*** Material provided
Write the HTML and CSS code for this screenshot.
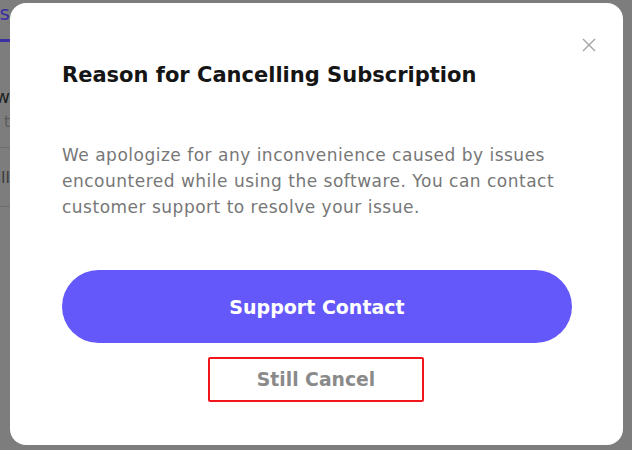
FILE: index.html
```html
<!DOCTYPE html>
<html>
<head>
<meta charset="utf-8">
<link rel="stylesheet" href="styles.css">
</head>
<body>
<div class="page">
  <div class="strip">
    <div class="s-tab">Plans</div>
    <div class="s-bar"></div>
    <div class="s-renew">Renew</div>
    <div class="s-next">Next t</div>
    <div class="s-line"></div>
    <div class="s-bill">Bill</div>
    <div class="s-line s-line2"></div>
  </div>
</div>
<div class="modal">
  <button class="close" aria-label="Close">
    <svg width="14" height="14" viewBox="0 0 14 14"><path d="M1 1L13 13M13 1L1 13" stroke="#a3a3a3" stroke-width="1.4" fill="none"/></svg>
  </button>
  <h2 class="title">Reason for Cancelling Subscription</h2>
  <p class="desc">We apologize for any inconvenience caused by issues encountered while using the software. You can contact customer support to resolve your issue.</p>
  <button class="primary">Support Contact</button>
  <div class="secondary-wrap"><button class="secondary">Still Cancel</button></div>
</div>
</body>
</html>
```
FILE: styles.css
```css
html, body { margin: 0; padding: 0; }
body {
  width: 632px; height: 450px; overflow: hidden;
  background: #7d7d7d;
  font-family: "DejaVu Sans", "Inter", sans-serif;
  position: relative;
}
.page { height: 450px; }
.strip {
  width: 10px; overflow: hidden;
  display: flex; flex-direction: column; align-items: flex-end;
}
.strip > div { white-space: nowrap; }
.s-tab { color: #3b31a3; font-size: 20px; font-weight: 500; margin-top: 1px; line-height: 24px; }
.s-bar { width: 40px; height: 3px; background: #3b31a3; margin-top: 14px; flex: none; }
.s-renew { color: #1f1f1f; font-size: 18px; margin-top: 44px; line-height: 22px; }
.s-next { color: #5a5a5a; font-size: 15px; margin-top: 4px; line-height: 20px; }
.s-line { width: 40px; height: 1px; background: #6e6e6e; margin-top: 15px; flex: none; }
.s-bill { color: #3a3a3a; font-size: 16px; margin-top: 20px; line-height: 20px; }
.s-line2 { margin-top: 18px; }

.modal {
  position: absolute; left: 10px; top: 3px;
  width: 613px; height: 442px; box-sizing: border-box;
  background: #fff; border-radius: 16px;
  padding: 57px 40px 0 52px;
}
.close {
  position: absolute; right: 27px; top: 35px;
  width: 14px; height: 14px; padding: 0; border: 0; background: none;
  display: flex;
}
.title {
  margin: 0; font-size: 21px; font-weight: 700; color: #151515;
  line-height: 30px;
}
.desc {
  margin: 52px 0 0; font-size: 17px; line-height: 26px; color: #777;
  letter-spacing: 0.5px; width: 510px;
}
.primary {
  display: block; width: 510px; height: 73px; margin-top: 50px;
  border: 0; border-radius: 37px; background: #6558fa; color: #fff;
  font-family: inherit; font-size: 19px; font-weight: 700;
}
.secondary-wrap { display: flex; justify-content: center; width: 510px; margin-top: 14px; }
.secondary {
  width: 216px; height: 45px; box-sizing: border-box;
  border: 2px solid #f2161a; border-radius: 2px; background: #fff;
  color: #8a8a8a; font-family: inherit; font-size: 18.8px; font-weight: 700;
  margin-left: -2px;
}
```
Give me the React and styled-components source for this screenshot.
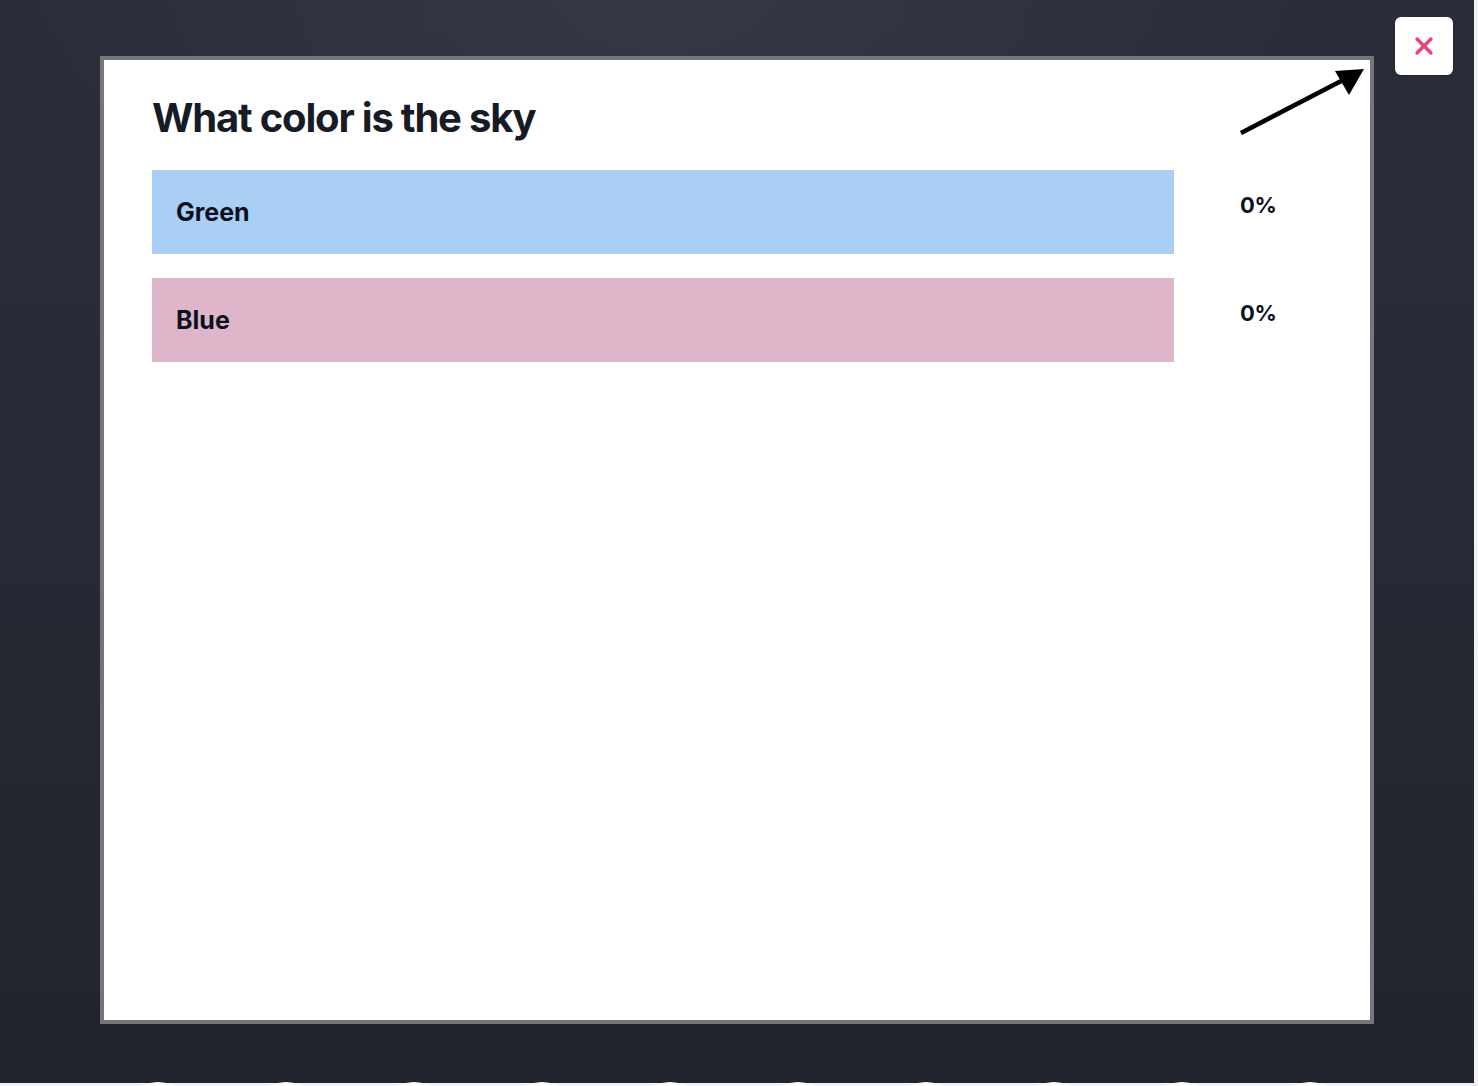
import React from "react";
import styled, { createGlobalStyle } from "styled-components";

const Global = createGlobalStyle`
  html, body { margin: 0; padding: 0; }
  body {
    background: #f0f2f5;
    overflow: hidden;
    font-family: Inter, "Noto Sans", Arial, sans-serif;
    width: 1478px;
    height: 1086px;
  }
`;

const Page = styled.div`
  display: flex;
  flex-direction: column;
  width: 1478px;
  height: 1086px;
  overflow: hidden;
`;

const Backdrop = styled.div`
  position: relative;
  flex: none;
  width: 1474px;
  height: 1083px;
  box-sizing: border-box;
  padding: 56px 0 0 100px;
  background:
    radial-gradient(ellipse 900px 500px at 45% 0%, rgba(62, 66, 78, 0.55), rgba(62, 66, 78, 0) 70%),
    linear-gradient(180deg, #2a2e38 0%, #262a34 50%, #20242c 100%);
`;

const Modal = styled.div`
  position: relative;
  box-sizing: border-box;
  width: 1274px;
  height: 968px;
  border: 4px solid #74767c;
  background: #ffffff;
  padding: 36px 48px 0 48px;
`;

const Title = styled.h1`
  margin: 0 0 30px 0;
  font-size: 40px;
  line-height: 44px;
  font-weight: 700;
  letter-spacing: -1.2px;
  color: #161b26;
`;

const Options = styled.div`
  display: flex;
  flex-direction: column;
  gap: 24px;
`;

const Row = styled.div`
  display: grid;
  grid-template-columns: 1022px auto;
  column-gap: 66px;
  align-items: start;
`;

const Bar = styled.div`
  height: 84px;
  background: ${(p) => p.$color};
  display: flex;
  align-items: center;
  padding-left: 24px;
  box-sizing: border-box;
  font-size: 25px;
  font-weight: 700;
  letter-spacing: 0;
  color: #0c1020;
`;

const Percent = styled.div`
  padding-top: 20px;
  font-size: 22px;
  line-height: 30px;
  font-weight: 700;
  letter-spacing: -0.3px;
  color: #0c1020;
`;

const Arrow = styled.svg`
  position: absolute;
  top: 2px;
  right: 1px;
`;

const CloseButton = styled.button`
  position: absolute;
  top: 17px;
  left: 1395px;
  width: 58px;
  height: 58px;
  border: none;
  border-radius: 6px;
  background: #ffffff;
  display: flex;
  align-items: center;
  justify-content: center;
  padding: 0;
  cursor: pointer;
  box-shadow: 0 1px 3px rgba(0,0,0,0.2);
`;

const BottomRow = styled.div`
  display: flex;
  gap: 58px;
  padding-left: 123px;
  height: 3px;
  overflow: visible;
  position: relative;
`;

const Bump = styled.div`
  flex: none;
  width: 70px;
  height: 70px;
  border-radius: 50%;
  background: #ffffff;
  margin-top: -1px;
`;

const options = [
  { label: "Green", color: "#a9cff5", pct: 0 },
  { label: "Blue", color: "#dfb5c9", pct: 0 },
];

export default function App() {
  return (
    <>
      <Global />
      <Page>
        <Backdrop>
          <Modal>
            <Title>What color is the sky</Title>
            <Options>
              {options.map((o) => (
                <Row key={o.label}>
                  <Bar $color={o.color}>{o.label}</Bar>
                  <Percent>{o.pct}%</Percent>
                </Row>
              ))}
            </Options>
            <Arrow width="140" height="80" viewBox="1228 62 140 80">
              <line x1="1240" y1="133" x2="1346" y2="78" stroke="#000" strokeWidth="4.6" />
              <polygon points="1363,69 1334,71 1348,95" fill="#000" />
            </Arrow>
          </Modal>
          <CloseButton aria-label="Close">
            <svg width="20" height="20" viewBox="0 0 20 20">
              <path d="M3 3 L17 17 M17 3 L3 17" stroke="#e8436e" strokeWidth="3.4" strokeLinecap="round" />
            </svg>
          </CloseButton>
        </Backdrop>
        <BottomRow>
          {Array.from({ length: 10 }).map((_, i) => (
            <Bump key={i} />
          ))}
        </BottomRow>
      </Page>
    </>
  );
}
******
Stated exercise: Copy the records above exactly, omitting every picture.

Correct answer:
Write the HTML and CSS code for this screenshot.
FILE: index.html
```html
<!DOCTYPE html>
<html>
<head>
<meta charset="utf-8">
<link rel="stylesheet" href="styles.css">
</head>
<body>
<div class="page">
  <div class="strip">
    <div class="s-tab">Plans</div>
    <div class="s-bar"></div>
    <div class="s-renew">Renew</div>
    <div class="s-next">Next t</div>
    <div class="s-line"></div>
    <div class="s-bill">Bill</div>
    <div class="s-line s-line2"></div>
  </div>
</div>
<div class="modal">
  <button class="close" aria-label="Close">
    <svg width="14" height="14" viewBox="0 0 14 14"><path d="M1 1L13 13M13 1L1 13" stroke="#a3a3a3" stroke-width="1.4" fill="none"/></svg>
  </button>
  <h2 class="title">Reason for Cancelling Subscription</h2>
  <p class="desc">We apologize for any inconvenience caused by issues encountered while using the software. You can contact customer support to resolve your issue.</p>
  <button class="primary">Support Contact</button>
  <div class="secondary-wrap"><button class="secondary">Still Cancel</button></div>
</div>
</body>
</html>
```
FILE: styles.css
```css
html, body { margin: 0; padding: 0; }
body {
  width: 632px; height: 450px; overflow: hidden;
  background: #7d7d7d;
  font-family: "DejaVu Sans", "Inter", sans-serif;
  position: relative;
}
.page { height: 450px; }
.strip {
  width: 10px; overflow: hidden;
  display: flex; flex-direction: column; align-items: flex-end;
}
.strip > div { white-space: nowrap; }
.s-tab { color: #3b31a3; font-size: 20px; font-weight: 500; margin-top: 1px; line-height: 24px; }
.s-bar { width: 40px; height: 3px; background: #3b31a3; margin-top: 14px; flex: none; }
.s-renew { color: #1f1f1f; font-size: 18px; margin-top: 44px; line-height: 22px; }
.s-next { color: #5a5a5a; font-size: 15px; margin-top: 4px; line-height: 20px; }
.s-line { width: 40px; height: 1px; background: #6e6e6e; margin-top: 15px; flex: none; }
.s-bill { color: #3a3a3a; font-size: 16px; margin-top: 20px; line-height: 20px; }
.s-line2 { margin-top: 18px; }

.modal {
  position: absolute; left: 10px; top: 3px;
  width: 613px; height: 442px; box-sizing: border-box;
  background: #fff; border-radius: 16px;
  padding: 57px 40px 0 52px;
}
.close {
  position: absolute; right: 27px; top: 35px;
  width: 14px; height: 14px; padding: 0; border: 0; background: none;
  display: flex;
}
.title {
  margin: 0; font-size: 21px; font-weight: 700; color: #151515;
  line-height: 30px;
}
.desc {
  margin: 52px 0 0; font-size: 17px; line-height: 26px; color: #777;
  letter-spacing: 0.5px; width: 510px;
}
.primary {
  display: block; width: 510px; height: 73px; margin-top: 50px;
  border: 0; border-radius: 37px; background: #6558fa; color: #fff;
  font-family: inherit; font-size: 19px; font-weight: 700;
}
.secondary-wrap { display: flex; justify-content: center; width: 510px; margin-top: 14px; }
.secondary {
  width: 216px; height: 45px; box-sizing: border-box;
  border: 2px solid #f2161a; border-radius: 2px; background: #fff;
  color: #8a8a8a; font-family: inherit; font-size: 18.8px; font-weight: 700;
  margin-left: -2px;
}
```
Give me the React and styled-components source for this screenshot.
import React from "react";
import styled, { createGlobalStyle } from "styled-components";

const Global = createGlobalStyle`
  html, body { margin: 0; padding: 0; }
  body {
    background: #f0f2f5;
    overflow: hidden;
    font-family: Inter, "Noto Sans", Arial, sans-serif;
    width: 1478px;
    height: 1086px;
  }
`;

const Page = styled.div`
  display: flex;
  flex-direction: column;
  width: 1478px;
  height: 1086px;
  overflow: hidden;
`;

const Backdrop = styled.div`
  position: relative;
  flex: none;
  width: 1474px;
  height: 1083px;
  box-sizing: border-box;
  padding: 56px 0 0 100px;
  background:
    radial-gradient(ellipse 900px 500px at 45% 0%, rgba(62, 66, 78, 0.55), rgba(62, 66, 78, 0) 70%),
    linear-gradient(180deg, #2a2e38 0%, #262a34 50%, #20242c 100%);
`;

const Modal = styled.div`
  position: relative;
  box-sizing: border-box;
  width: 1274px;
  height: 968px;
  border: 4px solid #74767c;
  background: #ffffff;
  padding: 36px 48px 0 48px;
`;

const Title = styled.h1`
  margin: 0 0 30px 0;
  font-size: 40px;
  line-height: 44px;
  font-weight: 700;
  letter-spacing: -1.2px;
  color: #161b26;
`;

const Options = styled.div`
  display: flex;
  flex-direction: column;
  gap: 24px;
`;

const Row = styled.div`
  display: grid;
  grid-template-columns: 1022px auto;
  column-gap: 66px;
  align-items: start;
`;

const Bar = styled.div`
  height: 84px;
  background: ${(p) => p.$color};
  display: flex;
  align-items: center;
  padding-left: 24px;
  box-sizing: border-box;
  font-size: 25px;
  font-weight: 700;
  letter-spacing: 0;
  color: #0c1020;
`;

const Percent = styled.div`
  padding-top: 20px;
  font-size: 22px;
  line-height: 30px;
  font-weight: 700;
  letter-spacing: -0.3px;
  color: #0c1020;
`;

const Arrow = styled.svg`
  position: absolute;
  top: 2px;
  right: 1px;
`;

const CloseButton = styled.button`
  position: absolute;
  top: 17px;
  left: 1395px;
  width: 58px;
  height: 58px;
  border: none;
  border-radius: 6px;
  background: #ffffff;
  display: flex;
  align-items: center;
  justify-content: center;
  padding: 0;
  cursor: pointer;
  box-shadow: 0 1px 3px rgba(0,0,0,0.2);
`;

const BottomRow = styled.div`
  display: flex;
  gap: 58px;
  padding-left: 123px;
  height: 3px;
  overflow: visible;
  position: relative;
`;

const Bump = styled.div`
  flex: none;
  width: 70px;
  height: 70px;
  border-radius: 50%;
  background: #ffffff;
  margin-top: -1px;
`;

const options = [
  { label: "Green", color: "#a9cff5", pct: 0 },
  { label: "Blue", color: "#dfb5c9", pct: 0 },
];

export default function App() {
  return (
    <>
      <Global />
      <Page>
        <Backdrop>
          <Modal>
            <Title>What color is the sky</Title>
            <Options>
              {options.map((o) => (
                <Row key={o.label}>
                  <Bar $color={o.color}>{o.label}</Bar>
                  <Percent>{o.pct}%</Percent>
                </Row>
              ))}
            </Options>
            <Arrow width="140" height="80" viewBox="1228 62 140 80">
              <line x1="1240" y1="133" x2="1346" y2="78" stroke="#000" strokeWidth="4.6" />
              <polygon points="1363,69 1334,71 1348,95" fill="#000" />
            </Arrow>
          </Modal>
          <CloseButton aria-label="Close">
            <svg width="20" height="20" viewBox="0 0 20 20">
              <path d="M3 3 L17 17 M17 3 L3 17" stroke="#e8436e" strokeWidth="3.4" strokeLinecap="round" />
            </svg>
          </CloseButton>
        </Backdrop>
        <BottomRow>
          {Array.from({ length: 10 }).map((_, i) => (
            <Bump key={i} />
          ))}
        </BottomRow>
      </Page>
    </>
  );
}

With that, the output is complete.